===== DATASET

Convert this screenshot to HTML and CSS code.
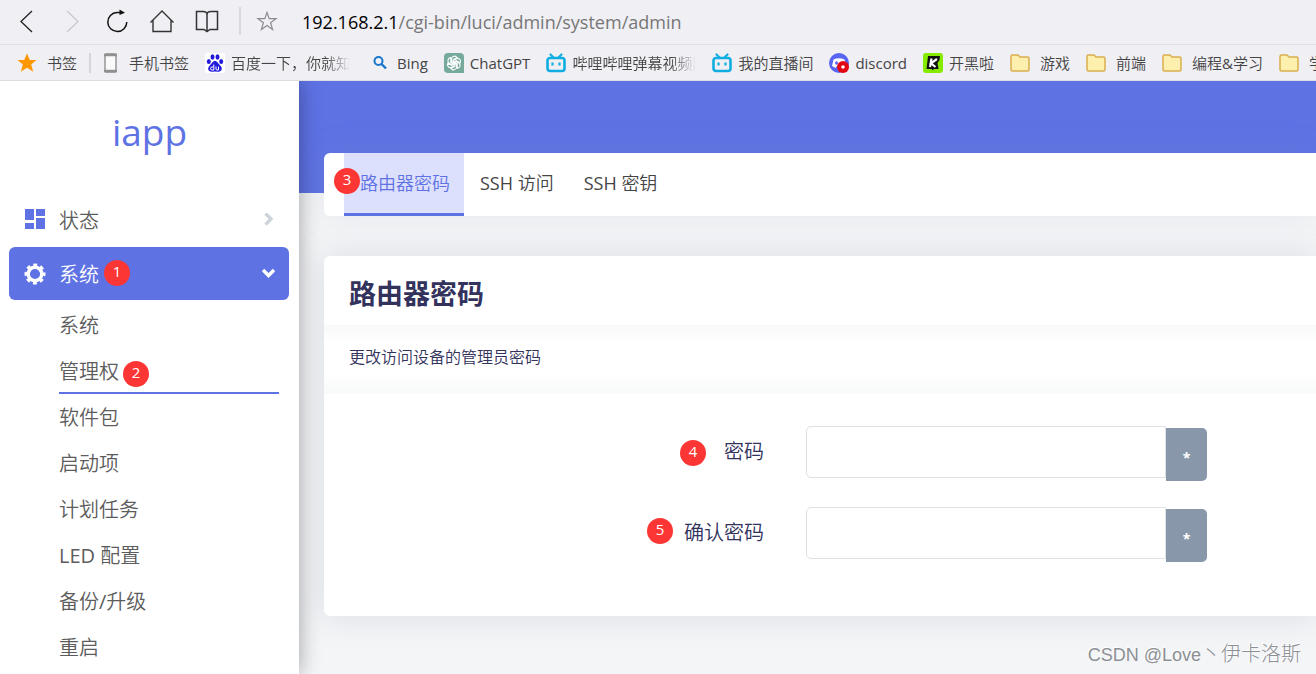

==========
===== DATASET

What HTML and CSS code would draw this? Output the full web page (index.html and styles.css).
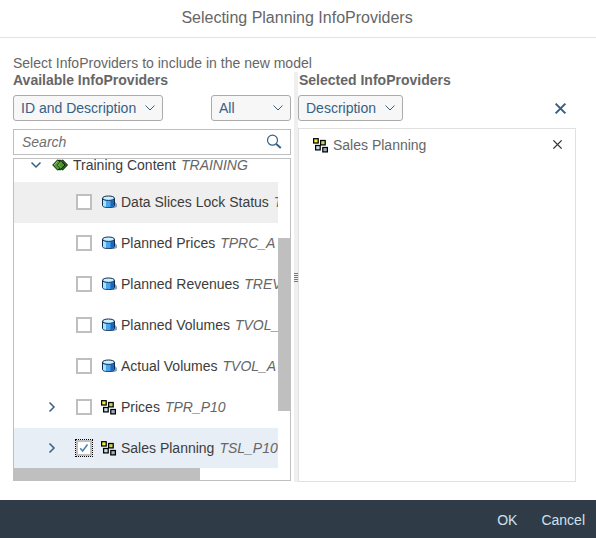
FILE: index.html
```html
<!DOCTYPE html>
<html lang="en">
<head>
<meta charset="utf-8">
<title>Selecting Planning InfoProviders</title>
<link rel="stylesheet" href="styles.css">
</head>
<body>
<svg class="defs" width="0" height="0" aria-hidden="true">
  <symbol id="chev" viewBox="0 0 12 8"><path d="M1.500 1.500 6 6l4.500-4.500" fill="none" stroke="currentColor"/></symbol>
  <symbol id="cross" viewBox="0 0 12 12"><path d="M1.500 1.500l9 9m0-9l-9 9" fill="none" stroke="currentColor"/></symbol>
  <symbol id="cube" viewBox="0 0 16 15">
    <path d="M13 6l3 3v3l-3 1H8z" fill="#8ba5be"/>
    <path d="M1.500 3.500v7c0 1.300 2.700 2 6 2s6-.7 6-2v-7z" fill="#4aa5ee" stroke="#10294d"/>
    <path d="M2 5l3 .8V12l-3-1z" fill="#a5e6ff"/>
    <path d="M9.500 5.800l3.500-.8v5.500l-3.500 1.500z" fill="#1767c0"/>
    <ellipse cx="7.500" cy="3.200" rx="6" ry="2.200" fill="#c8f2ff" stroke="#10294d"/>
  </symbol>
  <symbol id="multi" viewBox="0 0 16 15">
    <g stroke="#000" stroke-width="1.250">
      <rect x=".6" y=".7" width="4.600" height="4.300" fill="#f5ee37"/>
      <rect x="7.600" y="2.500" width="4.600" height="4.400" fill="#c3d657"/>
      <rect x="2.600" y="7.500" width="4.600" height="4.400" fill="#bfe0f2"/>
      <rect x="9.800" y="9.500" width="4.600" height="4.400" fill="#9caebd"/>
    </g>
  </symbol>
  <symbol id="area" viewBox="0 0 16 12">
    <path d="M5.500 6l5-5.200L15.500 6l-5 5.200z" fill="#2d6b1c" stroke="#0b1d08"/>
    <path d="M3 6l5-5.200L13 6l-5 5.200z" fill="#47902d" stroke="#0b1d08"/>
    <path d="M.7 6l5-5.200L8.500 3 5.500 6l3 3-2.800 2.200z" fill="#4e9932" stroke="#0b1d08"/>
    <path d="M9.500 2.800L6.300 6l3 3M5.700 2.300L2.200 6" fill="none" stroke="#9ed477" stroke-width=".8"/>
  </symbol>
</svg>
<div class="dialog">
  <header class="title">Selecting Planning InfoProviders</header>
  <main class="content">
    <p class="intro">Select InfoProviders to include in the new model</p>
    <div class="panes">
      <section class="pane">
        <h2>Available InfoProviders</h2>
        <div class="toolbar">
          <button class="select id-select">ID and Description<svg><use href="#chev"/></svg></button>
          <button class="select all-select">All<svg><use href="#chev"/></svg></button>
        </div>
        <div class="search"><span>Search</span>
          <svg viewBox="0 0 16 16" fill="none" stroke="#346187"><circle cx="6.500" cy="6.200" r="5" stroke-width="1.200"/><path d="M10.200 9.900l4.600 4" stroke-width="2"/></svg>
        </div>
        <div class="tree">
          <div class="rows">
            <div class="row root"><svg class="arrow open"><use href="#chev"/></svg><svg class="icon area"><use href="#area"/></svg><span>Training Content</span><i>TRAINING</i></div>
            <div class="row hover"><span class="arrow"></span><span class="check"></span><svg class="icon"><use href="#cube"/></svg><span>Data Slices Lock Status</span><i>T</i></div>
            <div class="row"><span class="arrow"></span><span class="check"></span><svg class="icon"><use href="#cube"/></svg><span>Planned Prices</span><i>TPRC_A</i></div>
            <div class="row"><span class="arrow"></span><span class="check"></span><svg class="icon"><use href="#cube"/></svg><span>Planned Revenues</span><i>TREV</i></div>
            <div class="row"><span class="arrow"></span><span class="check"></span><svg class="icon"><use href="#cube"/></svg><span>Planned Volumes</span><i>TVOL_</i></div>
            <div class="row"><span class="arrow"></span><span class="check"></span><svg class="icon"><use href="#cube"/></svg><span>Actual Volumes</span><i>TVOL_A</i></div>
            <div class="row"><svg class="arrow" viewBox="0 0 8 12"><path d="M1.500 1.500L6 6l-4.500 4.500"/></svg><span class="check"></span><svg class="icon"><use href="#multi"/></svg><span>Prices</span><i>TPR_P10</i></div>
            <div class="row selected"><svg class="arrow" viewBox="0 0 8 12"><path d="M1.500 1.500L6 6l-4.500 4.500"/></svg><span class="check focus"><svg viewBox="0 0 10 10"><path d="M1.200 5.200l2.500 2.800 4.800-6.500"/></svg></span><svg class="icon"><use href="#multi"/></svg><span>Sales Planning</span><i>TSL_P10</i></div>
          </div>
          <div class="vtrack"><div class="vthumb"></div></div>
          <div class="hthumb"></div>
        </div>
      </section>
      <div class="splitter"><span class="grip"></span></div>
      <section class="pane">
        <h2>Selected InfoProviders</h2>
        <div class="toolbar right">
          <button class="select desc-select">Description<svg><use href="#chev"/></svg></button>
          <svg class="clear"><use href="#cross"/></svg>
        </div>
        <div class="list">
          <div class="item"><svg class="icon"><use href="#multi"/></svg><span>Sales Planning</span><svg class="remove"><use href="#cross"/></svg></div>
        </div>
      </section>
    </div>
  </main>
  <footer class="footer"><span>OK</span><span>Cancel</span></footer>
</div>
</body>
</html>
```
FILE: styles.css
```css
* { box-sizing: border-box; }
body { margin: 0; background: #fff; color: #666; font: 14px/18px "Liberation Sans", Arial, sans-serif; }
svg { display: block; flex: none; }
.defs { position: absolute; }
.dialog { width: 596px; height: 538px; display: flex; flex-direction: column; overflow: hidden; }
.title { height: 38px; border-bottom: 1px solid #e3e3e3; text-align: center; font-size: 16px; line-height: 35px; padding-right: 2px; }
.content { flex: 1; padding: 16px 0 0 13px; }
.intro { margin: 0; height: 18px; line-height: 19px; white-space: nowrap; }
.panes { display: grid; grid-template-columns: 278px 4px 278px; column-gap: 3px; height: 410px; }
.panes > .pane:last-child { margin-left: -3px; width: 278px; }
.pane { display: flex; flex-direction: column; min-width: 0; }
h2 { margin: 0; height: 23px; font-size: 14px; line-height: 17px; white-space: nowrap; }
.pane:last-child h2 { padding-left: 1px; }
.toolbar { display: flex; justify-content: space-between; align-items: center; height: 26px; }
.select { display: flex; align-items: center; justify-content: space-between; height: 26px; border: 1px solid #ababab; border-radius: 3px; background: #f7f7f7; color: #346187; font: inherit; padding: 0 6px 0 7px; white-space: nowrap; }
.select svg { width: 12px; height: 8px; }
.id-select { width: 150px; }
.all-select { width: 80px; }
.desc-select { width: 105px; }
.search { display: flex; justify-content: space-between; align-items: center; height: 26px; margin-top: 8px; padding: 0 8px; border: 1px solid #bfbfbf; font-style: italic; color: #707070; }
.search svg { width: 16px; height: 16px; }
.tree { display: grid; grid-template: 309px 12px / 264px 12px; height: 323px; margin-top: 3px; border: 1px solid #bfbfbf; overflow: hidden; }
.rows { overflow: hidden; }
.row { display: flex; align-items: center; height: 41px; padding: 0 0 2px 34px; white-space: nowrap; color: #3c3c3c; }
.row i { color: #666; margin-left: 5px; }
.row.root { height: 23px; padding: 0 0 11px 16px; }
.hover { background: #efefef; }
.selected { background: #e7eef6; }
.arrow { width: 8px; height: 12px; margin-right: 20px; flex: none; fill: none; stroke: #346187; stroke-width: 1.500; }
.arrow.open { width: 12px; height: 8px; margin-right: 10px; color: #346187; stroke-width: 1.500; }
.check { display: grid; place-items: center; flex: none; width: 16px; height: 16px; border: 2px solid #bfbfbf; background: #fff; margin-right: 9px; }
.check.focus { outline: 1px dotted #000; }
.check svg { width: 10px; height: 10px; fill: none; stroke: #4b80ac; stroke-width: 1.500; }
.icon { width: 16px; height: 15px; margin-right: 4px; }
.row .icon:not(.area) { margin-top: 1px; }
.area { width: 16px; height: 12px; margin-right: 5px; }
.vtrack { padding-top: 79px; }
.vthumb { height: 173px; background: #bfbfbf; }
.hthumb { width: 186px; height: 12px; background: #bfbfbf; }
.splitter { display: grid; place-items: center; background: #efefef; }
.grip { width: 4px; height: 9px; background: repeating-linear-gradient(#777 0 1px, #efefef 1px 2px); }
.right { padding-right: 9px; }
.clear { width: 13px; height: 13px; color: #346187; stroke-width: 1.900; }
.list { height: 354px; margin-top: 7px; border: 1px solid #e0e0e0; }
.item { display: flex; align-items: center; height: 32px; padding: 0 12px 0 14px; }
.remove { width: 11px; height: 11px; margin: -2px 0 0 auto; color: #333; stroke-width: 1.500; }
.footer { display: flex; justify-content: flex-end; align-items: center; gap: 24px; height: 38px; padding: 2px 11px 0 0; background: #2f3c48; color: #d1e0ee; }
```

==========

Find every line in the records above that contains the word "styles", and copy each one.

# TASK OUTPUT
What HTML and CSS code would draw this? Output the full web page (index.html and styles.css).
<link rel="stylesheet" href="styles.css">
FILE: styles.css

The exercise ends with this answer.